- WHAT TO DO
Go through the entries below and retype them exactly, omitting each picture.

- RECORDS FOR PROCESSING
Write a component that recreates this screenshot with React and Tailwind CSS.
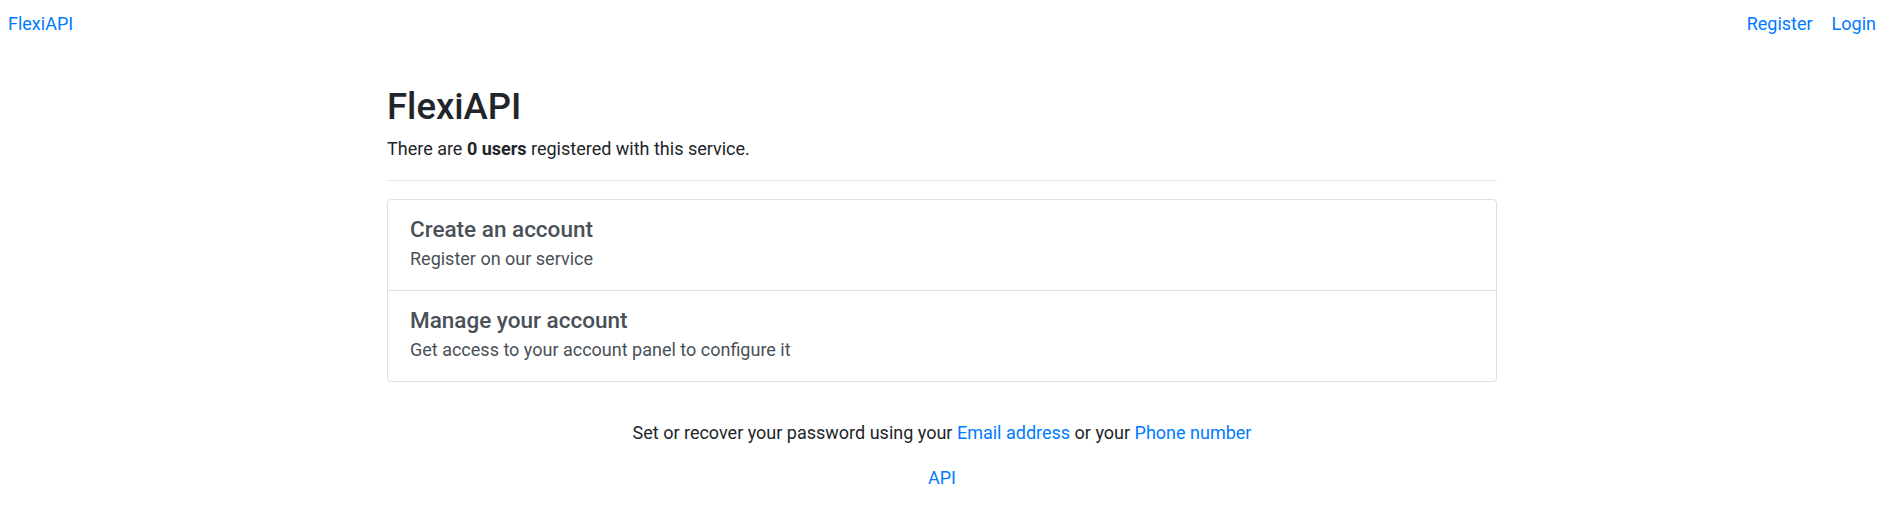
import React from "react";

const font = { fontFamily: "Roboto, 'Liberation Sans', sans-serif" };

const items = [
  { title: "Create an account", text: "Register on our service" },
  { title: "Manage your account", text: "Get access to your account panel to configure it" },
];

export default function App() {
  return (
    <div className="min-h-screen bg-white text-[18px] leading-[27px] text-[#212529]" style={font}>
      <div className="mr-[11px]">
        {/* Top bar */}
        <nav className="flex items-center justify-between pl-2 pr-[8px] pt-[10px]">
          <a href="#" className="text-[#007bff]">FlexiAPI</a>
          <div className="flex items-center gap-[19px]">
            <a href="#" className="text-[#007bff]">Register</a>
            <a href="#" className="text-[#007bff]">Login</a>
          </div>
        </nav>

        {/* Main content */}
        <main className="mx-auto max-w-[1140px] px-[15px]">
          <h1 className="mt-[48px] mb-[6px] text-[36.5px] font-medium leading-[44px]">FlexiAPI</h1>
          <p>
            There are <b className="font-bold">0 users</b> registered with this service.
          </p>
          <hr className="mt-[18px] border-t border-[#e6e6e6]" />

          <div className="mt-[18px] rounded-[4px] border border-[#dfdfdf]">
            {items.map((item, i) => (
              <a
                key={item.title}
                href="#"
                className={`block px-[22px] pt-[16px] pb-[18px] text-[#495057] ${i > 0 ? "border-t border-[#dfdfdf]" : ""}`}
              >
                <h5 className="mb-[2px] text-[22.5px] font-medium leading-[27px]">{item.title}</h5>
                <p>{item.text}</p>
              </a>
            ))}
          </div>

          <p className="mt-[37px] text-center">
            Set or recover your password using your{" "}
            <a href="#" className="text-[#007bff]">Email address</a> or your{" "}
            <a href="#" className="text-[#007bff]">Phone number</a>
          </p>
          <p className="mt-[18px] text-center">
            <a href="#" className="text-[#007bff]">API</a>
          </p>
        </main>
      </div>
    </div>
  );
}
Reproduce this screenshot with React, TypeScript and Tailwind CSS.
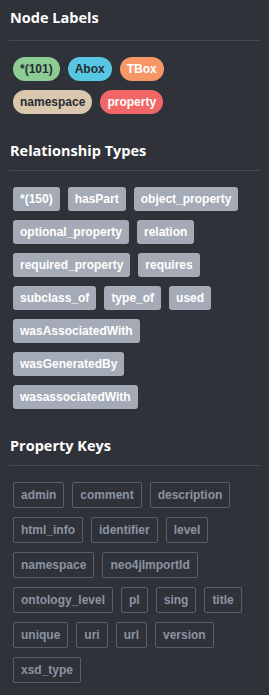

- TASK ANSWER
Write a component that recreates this screenshot with React and Tailwind CSS.
import React from "react";

const font = { fontFamily: "Roboto, 'Liberation Sans', sans-serif" };

const items = [
  { title: "Create an account", text: "Register on our service" },
  { title: "Manage your account", text: "Get access to your account panel to configure it" },
];

export default function App() {
  return (
    <div className="min-h-screen bg-white text-[18px] leading-[27px] text-[#212529]" style={font}>
      <div className="mr-[11px]">
        {/* Top bar */}
        <nav className="flex items-center justify-between pl-2 pr-[8px] pt-[10px]">
          <a href="#" className="text-[#007bff]">FlexiAPI</a>
          <div className="flex items-center gap-[19px]">
            <a href="#" className="text-[#007bff]">Register</a>
            <a href="#" className="text-[#007bff]">Login</a>
          </div>
        </nav>

        {/* Main content */}
        <main className="mx-auto max-w-[1140px] px-[15px]">
          <h1 className="mt-[48px] mb-[6px] text-[36.5px] font-medium leading-[44px]">FlexiAPI</h1>
          <p>
            There are <b className="font-bold">0 users</b> registered with this service.
          </p>
          <hr className="mt-[18px] border-t border-[#e6e6e6]" />

          <div className="mt-[18px] rounded-[4px] border border-[#dfdfdf]">
            {items.map((item, i) => (
              <a
                key={item.title}
                href="#"
                className={`block px-[22px] pt-[16px] pb-[18px] text-[#495057] ${i > 0 ? "border-t border-[#dfdfdf]" : ""}`}
              >
                <h5 className="mb-[2px] text-[22.5px] font-medium leading-[27px]">{item.title}</h5>
                <p>{item.text}</p>
              </a>
            ))}
          </div>

          <p className="mt-[37px] text-center">
            Set or recover your password using your{" "}
            <a href="#" className="text-[#007bff]">Email address</a> or your{" "}
            <a href="#" className="text-[#007bff]">Phone number</a>
          </p>
          <p className="mt-[18px] text-center">
            <a href="#" className="text-[#007bff]">API</a>
          </p>
        </main>
      </div>
    </div>
  );
}
Reproduce this screenshot with React, TypeScript and Tailwind CSS.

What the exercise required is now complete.